**Request:**
Beneath this line are entries. Copy the range from the line with "What React, TypeScript" to the line with "border-[#e2e4ea] px-4 pt-[20px]", ends included, exactly; leave pictures out.

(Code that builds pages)
::::::

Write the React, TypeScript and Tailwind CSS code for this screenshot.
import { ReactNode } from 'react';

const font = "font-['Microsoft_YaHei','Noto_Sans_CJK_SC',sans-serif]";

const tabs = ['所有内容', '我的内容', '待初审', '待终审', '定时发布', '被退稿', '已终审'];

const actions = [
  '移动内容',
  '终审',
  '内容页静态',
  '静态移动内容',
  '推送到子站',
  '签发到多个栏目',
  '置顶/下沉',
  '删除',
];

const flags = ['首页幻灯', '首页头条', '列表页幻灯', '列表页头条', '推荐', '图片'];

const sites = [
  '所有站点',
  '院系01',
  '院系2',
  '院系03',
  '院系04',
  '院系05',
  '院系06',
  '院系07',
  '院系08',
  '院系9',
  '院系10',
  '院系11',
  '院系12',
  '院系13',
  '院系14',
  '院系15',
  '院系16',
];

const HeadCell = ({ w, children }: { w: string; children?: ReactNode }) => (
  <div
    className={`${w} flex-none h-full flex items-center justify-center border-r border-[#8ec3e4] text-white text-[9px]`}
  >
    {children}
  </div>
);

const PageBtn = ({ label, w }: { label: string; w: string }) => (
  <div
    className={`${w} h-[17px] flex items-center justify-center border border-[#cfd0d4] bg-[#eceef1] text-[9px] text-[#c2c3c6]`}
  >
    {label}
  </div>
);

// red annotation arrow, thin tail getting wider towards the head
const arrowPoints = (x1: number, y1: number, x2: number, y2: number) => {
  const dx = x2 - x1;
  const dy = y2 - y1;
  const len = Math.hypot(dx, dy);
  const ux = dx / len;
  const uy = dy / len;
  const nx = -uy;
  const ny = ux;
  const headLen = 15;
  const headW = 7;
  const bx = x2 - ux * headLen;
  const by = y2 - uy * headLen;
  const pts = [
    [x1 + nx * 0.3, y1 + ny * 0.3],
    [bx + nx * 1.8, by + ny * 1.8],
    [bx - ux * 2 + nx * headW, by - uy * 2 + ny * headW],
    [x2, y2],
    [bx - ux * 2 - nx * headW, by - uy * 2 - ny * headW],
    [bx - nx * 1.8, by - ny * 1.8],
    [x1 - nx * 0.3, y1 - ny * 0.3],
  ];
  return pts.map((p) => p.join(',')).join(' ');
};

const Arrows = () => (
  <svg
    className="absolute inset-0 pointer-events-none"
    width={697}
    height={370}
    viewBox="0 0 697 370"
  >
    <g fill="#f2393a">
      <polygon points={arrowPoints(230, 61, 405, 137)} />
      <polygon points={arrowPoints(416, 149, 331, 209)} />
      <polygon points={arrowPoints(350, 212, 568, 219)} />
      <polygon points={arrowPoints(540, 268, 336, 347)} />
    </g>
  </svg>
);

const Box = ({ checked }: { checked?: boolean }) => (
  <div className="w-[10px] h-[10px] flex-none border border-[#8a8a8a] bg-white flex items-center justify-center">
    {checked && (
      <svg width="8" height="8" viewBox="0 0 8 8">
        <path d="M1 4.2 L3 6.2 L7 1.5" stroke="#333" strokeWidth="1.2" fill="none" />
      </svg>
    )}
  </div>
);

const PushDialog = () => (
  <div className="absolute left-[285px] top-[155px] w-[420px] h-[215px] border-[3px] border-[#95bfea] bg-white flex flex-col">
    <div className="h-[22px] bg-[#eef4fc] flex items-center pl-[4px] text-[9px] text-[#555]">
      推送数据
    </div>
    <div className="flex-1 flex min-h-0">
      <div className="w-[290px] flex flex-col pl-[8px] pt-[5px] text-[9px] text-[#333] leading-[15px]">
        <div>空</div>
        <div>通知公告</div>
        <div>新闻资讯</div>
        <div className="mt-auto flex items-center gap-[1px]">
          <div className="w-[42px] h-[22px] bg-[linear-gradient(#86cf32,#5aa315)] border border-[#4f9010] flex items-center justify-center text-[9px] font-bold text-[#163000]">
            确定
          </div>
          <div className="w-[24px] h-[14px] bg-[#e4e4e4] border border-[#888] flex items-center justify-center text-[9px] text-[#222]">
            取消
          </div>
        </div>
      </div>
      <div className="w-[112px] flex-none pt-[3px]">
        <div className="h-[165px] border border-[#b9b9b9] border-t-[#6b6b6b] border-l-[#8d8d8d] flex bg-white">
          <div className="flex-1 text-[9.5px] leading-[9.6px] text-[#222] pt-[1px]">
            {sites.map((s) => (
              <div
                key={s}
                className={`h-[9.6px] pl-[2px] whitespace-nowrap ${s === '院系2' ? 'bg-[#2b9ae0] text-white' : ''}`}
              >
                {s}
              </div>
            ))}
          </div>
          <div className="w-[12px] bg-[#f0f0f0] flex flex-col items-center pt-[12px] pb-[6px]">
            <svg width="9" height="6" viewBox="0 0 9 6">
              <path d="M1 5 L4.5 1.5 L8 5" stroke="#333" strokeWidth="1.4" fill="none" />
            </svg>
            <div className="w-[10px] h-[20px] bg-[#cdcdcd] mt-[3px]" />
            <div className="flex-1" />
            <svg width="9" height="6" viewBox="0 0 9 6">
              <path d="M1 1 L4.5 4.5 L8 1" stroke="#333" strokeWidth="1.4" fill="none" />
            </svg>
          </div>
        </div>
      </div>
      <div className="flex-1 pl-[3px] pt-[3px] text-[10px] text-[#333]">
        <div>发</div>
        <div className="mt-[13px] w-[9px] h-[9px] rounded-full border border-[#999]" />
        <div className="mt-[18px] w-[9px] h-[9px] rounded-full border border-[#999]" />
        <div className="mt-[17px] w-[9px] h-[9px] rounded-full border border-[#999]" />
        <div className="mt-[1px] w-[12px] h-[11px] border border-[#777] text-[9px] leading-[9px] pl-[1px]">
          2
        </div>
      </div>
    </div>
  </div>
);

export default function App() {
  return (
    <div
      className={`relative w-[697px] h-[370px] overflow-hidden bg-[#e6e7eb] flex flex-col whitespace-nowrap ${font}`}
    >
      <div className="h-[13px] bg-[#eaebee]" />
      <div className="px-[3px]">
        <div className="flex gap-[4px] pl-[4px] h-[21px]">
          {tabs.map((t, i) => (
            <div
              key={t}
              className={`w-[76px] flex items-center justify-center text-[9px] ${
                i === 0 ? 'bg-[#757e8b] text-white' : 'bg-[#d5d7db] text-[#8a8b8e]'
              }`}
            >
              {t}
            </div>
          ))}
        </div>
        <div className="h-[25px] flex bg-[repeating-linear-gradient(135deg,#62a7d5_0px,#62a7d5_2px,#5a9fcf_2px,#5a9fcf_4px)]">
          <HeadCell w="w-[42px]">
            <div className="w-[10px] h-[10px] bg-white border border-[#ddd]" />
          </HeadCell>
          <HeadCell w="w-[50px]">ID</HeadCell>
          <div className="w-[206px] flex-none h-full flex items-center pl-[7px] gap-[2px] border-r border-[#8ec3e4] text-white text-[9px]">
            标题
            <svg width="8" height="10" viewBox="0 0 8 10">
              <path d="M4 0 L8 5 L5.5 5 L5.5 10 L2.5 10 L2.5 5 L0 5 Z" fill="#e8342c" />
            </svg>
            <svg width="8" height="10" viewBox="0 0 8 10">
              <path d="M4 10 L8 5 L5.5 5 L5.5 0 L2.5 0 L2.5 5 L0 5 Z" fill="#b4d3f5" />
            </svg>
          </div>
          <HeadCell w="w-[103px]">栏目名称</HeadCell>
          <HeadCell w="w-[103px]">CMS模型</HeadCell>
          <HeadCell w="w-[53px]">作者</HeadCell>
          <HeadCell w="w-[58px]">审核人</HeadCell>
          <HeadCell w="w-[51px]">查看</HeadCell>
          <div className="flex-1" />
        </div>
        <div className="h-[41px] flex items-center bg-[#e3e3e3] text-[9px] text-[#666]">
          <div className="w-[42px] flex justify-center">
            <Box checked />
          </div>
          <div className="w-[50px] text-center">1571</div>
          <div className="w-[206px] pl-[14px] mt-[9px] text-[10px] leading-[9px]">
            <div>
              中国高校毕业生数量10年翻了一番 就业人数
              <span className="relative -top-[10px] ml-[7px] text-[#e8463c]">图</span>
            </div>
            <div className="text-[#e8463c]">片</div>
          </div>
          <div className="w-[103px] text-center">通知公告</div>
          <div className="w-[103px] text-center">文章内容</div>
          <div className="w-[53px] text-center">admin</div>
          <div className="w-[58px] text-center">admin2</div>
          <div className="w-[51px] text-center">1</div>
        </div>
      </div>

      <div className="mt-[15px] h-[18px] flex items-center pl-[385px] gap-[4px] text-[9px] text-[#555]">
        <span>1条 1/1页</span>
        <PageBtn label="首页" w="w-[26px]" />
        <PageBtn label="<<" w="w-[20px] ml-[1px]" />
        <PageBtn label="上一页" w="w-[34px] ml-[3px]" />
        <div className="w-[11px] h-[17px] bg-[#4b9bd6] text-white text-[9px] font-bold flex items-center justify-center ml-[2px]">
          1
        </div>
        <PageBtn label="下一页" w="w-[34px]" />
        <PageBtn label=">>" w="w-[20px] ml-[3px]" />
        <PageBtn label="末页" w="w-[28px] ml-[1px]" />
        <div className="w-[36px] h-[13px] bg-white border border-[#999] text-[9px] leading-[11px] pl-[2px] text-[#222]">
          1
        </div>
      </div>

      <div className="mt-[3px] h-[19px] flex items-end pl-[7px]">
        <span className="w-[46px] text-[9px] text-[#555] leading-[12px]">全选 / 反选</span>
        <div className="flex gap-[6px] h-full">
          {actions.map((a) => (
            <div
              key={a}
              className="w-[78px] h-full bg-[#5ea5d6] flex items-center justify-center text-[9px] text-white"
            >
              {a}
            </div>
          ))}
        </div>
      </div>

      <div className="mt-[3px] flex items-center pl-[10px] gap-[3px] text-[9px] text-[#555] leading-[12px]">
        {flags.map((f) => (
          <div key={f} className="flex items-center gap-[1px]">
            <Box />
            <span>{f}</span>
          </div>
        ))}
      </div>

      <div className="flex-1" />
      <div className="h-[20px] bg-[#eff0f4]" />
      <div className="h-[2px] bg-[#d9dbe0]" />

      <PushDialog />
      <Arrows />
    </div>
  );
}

::::::

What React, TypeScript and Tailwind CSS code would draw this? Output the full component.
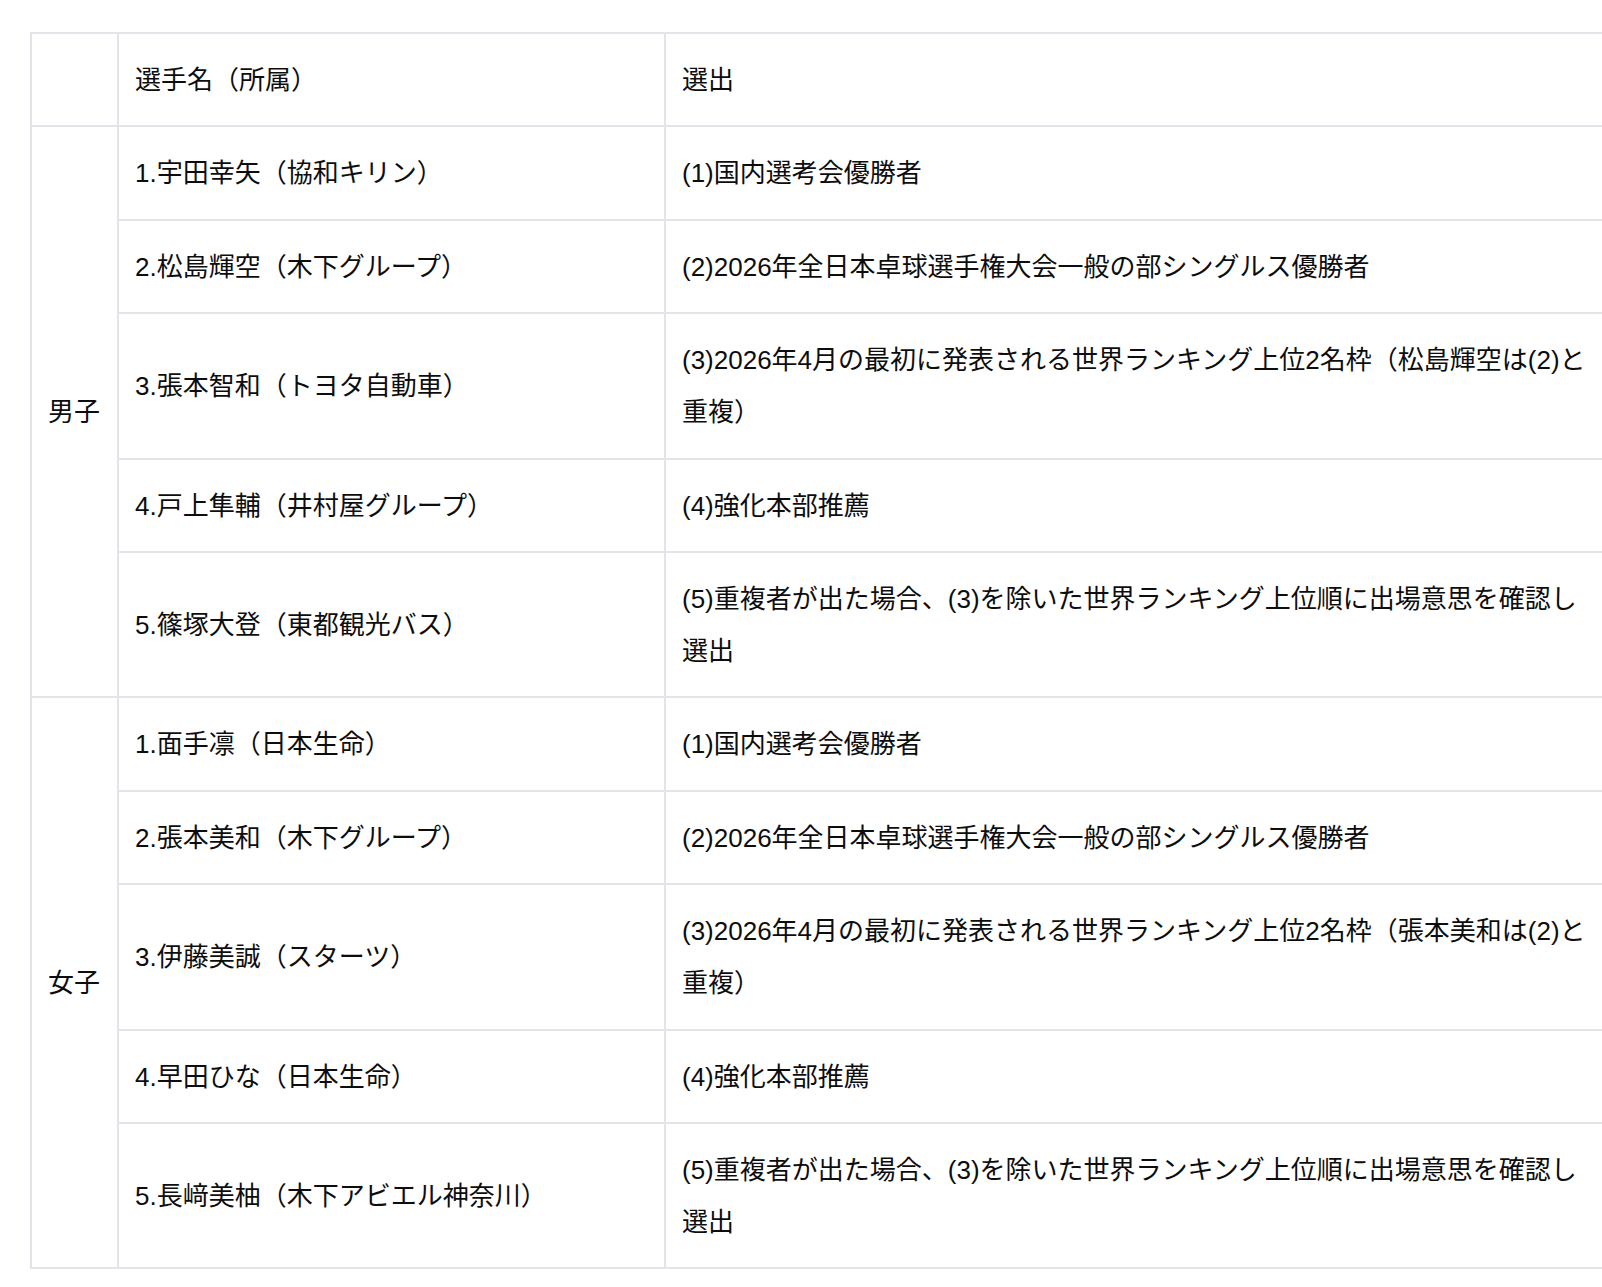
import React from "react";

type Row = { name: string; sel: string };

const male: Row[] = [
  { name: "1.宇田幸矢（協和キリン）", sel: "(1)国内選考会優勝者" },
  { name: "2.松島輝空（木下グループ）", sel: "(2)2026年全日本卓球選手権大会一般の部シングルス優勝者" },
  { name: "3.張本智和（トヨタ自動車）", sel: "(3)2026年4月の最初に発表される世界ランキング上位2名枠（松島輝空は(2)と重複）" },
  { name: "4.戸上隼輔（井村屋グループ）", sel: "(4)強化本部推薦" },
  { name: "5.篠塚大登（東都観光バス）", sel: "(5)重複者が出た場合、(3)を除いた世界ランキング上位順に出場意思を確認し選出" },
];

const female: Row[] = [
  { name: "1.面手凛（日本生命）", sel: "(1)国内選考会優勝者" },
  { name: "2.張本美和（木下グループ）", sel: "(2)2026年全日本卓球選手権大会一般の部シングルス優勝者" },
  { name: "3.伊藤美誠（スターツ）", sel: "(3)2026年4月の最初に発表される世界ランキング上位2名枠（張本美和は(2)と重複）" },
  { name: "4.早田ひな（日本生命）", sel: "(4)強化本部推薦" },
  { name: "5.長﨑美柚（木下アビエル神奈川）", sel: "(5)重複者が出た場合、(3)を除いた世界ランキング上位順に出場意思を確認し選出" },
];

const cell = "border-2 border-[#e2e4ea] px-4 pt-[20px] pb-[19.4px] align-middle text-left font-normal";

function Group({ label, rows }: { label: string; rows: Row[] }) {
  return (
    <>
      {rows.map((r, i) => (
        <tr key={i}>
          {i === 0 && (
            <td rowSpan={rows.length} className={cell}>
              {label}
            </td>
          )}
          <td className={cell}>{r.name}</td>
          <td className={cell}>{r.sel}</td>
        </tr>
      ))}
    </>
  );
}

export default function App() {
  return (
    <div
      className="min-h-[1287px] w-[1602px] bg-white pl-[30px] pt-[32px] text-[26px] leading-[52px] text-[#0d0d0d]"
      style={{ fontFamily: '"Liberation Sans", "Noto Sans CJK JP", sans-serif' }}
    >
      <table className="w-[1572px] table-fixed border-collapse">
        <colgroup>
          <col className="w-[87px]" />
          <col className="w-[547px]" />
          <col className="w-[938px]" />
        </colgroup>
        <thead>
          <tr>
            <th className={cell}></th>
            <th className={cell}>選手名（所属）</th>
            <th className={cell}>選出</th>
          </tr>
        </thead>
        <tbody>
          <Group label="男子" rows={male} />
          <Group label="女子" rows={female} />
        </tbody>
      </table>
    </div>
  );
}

::::::

**Exercise response:**
What React, TypeScript and Tailwind CSS code would draw this? Output the full component.
import React from "react";

type Row = { name: string; sel: string };

const male: Row[] = [
  { name: "1.宇田幸矢（協和キリン）", sel: "(1)国内選考会優勝者" },
  { name: "2.松島輝空（木下グループ）", sel: "(2)2026年全日本卓球選手権大会一般の部シングルス優勝者" },
  { name: "3.張本智和（トヨタ自動車）", sel: "(3)2026年4月の最初に発表される世界ランキング上位2名枠（松島輝空は(2)と重複）" },
  { name: "4.戸上隼輔（井村屋グループ）", sel: "(4)強化本部推薦" },
  { name: "5.篠塚大登（東都観光バス）", sel: "(5)重複者が出た場合、(3)を除いた世界ランキング上位順に出場意思を確認し選出" },
];

const female: Row[] = [
  { name: "1.面手凛（日本生命）", sel: "(1)国内選考会優勝者" },
  { name: "2.張本美和（木下グループ）", sel: "(2)2026年全日本卓球選手権大会一般の部シングルス優勝者" },
  { name: "3.伊藤美誠（スターツ）", sel: "(3)2026年4月の最初に発表される世界ランキング上位2名枠（張本美和は(2)と重複）" },
  { name: "4.早田ひな（日本生命）", sel: "(4)強化本部推薦" },
  { name: "5.長﨑美柚（木下アビエル神奈川）", sel: "(5)重複者が出た場合、(3)を除いた世界ランキング上位順に出場意思を確認し選出" },
];

const cell = "border-2 border-[#e2e4ea] px-4 pt-[20px] pb-[19.4px] align-middle text-left font-normal";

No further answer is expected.